In the listing below, how many lines contain the word "this"? Please respond with the number only.

**Code that builds pages**
========================================================================

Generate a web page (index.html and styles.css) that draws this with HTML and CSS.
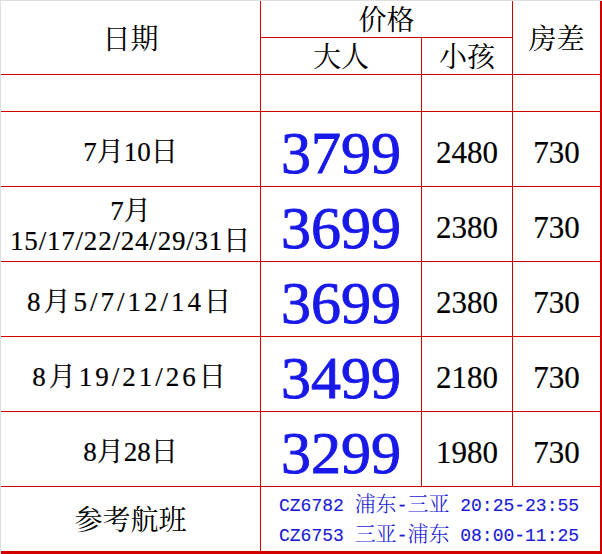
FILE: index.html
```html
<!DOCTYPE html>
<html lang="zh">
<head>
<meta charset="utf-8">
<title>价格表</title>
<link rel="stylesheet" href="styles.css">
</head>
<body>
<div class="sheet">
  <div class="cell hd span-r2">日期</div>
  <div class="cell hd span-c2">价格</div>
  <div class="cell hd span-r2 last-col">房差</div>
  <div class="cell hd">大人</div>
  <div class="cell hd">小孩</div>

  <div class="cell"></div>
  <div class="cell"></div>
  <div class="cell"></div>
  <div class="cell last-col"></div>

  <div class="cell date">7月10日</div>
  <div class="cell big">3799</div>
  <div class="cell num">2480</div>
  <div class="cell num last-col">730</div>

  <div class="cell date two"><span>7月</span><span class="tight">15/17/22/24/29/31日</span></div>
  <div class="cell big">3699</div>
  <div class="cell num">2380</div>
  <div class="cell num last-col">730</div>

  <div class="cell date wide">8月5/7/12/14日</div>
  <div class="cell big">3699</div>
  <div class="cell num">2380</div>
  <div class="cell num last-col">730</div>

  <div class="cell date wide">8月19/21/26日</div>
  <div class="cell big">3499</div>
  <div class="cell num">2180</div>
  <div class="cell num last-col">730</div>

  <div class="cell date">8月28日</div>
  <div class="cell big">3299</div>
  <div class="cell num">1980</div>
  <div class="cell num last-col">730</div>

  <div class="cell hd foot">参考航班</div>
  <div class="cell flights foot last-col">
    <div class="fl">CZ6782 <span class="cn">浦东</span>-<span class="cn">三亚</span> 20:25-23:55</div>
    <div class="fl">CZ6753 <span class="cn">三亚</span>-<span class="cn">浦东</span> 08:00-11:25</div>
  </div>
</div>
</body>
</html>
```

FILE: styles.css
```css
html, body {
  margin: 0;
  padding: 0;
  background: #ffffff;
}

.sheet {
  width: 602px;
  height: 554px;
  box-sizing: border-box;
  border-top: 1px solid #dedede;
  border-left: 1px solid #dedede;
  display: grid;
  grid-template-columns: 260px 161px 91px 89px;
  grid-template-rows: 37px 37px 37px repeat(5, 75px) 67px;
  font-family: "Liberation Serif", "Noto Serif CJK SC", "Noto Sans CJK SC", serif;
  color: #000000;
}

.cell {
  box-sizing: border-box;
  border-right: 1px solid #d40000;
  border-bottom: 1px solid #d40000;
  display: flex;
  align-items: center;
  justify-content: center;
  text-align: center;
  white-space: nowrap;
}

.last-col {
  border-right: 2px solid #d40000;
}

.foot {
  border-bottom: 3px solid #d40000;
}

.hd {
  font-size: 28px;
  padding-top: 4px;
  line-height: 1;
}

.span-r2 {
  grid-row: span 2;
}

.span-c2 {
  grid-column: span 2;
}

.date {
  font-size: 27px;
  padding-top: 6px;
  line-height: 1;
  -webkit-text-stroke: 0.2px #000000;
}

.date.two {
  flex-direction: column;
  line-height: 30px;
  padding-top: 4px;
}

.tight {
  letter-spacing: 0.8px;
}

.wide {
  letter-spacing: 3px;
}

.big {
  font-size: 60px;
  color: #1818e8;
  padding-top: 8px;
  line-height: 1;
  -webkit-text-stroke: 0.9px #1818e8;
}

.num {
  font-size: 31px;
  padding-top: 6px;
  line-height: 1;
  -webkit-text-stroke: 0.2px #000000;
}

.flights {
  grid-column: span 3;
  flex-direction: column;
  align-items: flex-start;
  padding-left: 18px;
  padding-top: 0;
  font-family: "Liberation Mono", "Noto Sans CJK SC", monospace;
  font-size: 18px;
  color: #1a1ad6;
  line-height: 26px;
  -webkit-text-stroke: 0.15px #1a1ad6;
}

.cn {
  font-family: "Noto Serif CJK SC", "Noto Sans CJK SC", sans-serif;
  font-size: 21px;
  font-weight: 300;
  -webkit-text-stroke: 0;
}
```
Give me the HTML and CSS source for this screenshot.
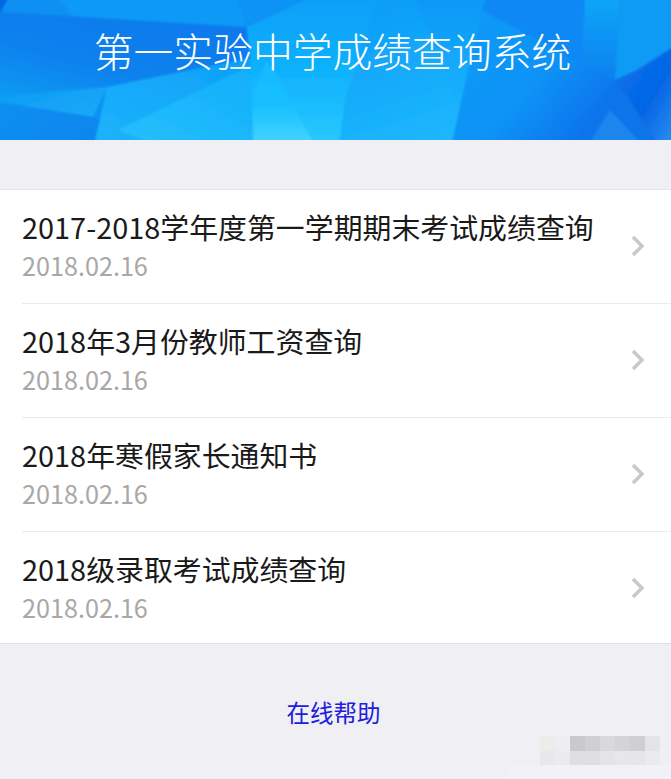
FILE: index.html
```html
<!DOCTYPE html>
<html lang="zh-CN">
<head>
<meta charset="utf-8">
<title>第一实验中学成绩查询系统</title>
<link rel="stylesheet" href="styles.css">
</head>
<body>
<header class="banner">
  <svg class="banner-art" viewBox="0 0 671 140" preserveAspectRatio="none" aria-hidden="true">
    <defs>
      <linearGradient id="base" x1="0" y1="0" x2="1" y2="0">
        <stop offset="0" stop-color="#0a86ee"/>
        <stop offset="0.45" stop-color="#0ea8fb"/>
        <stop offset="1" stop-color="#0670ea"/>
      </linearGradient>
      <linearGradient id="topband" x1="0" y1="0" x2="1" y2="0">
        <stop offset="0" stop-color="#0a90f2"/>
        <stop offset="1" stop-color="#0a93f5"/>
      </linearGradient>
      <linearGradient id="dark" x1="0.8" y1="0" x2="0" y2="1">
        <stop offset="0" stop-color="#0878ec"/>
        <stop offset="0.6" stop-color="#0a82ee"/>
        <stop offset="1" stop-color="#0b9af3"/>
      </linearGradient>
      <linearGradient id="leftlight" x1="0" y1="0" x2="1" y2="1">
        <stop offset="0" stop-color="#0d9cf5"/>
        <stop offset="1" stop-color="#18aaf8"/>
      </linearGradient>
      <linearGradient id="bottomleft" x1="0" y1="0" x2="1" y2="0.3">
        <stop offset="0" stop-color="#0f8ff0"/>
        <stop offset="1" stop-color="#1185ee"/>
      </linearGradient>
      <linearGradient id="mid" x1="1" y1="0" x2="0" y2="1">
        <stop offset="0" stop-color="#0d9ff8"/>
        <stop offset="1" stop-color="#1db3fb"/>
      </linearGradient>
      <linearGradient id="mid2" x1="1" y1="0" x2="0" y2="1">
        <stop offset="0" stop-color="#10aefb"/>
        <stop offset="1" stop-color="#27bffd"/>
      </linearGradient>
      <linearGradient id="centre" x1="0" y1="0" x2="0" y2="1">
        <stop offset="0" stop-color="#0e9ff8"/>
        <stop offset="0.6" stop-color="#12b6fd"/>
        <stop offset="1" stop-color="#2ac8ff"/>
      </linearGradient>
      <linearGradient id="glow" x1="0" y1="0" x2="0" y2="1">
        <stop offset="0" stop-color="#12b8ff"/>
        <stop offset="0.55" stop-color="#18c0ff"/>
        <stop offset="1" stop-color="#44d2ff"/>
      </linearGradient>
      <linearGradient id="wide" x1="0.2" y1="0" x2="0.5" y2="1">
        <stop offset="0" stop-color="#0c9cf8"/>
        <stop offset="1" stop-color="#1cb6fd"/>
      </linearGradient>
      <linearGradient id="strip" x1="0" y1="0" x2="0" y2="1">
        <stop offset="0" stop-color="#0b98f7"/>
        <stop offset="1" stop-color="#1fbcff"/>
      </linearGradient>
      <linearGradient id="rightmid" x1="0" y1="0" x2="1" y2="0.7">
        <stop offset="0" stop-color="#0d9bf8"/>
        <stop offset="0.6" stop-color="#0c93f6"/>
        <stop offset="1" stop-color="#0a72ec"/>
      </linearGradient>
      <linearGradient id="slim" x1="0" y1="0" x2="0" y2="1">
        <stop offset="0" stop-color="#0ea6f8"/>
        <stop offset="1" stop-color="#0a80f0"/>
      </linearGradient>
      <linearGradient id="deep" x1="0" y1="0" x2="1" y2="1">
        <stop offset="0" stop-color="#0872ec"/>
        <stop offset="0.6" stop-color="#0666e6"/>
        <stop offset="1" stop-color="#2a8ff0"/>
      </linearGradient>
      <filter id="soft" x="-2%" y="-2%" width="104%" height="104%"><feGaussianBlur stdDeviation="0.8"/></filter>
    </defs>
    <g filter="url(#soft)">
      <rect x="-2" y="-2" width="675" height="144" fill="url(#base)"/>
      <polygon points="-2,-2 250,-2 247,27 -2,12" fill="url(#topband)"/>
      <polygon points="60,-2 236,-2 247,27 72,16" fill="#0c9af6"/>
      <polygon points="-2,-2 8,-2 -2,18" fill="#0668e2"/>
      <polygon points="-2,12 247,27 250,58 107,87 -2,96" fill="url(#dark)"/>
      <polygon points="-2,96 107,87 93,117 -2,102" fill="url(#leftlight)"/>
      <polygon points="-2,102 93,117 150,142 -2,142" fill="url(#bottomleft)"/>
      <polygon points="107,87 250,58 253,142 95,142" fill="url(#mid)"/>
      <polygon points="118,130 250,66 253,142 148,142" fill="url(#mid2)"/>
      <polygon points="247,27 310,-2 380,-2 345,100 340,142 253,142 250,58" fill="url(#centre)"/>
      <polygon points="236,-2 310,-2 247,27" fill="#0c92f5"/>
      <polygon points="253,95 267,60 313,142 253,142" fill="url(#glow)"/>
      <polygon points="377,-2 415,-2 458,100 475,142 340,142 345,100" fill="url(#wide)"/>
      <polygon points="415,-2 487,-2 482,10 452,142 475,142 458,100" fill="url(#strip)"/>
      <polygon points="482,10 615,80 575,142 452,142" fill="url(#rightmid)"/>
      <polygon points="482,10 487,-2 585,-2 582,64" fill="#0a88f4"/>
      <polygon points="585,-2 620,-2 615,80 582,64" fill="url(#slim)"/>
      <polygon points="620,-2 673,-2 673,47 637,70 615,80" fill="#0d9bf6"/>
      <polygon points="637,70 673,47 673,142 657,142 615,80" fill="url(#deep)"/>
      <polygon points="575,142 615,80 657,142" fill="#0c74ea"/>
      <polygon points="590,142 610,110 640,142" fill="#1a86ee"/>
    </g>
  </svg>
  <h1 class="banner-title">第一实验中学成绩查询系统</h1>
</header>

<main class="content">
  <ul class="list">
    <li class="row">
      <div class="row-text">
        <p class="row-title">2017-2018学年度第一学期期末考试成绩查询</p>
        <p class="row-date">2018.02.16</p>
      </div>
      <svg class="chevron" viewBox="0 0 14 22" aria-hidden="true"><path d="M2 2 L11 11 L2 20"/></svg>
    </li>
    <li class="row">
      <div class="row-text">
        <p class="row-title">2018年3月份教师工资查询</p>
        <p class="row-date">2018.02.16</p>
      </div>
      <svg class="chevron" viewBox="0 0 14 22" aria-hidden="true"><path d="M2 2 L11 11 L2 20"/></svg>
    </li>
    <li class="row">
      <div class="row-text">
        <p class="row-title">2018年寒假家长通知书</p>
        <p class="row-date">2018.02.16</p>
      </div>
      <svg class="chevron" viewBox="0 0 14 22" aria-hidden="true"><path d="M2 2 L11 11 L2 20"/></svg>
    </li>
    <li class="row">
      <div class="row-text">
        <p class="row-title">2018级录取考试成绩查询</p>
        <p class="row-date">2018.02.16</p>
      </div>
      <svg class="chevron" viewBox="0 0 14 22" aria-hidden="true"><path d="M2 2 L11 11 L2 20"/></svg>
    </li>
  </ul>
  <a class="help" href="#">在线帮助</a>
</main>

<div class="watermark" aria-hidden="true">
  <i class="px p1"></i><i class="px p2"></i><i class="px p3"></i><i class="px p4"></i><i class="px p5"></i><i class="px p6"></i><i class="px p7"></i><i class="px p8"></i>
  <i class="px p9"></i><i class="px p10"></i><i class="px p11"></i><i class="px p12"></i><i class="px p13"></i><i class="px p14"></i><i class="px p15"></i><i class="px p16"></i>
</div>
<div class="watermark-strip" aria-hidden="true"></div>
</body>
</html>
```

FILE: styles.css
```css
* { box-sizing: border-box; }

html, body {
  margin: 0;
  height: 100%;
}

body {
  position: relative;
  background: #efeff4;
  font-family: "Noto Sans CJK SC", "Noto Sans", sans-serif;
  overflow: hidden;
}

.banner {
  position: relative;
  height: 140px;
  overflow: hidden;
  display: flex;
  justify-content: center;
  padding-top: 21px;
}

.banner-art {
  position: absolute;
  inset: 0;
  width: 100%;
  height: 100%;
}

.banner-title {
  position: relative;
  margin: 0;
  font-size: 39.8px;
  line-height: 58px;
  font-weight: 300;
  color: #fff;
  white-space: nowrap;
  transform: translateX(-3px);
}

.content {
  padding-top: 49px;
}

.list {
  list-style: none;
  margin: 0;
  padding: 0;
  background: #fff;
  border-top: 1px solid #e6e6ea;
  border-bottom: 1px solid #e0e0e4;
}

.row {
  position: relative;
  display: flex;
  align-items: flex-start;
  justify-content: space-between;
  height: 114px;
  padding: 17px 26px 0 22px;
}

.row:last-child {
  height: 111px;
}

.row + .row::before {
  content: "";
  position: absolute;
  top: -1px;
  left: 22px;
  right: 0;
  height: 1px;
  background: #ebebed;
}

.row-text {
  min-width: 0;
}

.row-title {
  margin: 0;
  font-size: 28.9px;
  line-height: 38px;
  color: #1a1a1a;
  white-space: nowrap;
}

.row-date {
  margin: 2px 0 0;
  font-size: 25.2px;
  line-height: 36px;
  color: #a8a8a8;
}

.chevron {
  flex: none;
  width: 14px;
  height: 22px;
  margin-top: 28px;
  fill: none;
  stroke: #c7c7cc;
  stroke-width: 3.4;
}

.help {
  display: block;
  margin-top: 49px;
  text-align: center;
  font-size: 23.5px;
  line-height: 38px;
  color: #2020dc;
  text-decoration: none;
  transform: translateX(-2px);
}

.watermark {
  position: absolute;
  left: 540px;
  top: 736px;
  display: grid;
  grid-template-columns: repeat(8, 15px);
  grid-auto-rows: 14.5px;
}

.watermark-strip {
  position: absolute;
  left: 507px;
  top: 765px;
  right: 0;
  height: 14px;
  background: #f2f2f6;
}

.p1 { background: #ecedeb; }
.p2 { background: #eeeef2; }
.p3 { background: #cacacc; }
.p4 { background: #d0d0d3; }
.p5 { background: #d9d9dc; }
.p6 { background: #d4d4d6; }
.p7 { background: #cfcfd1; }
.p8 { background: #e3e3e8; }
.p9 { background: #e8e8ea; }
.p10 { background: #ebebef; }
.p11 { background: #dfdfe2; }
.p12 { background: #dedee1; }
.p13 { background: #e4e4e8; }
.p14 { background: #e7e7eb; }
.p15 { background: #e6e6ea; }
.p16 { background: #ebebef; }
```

========================================================================

**OUTPUT OF THE EXERCISE**
2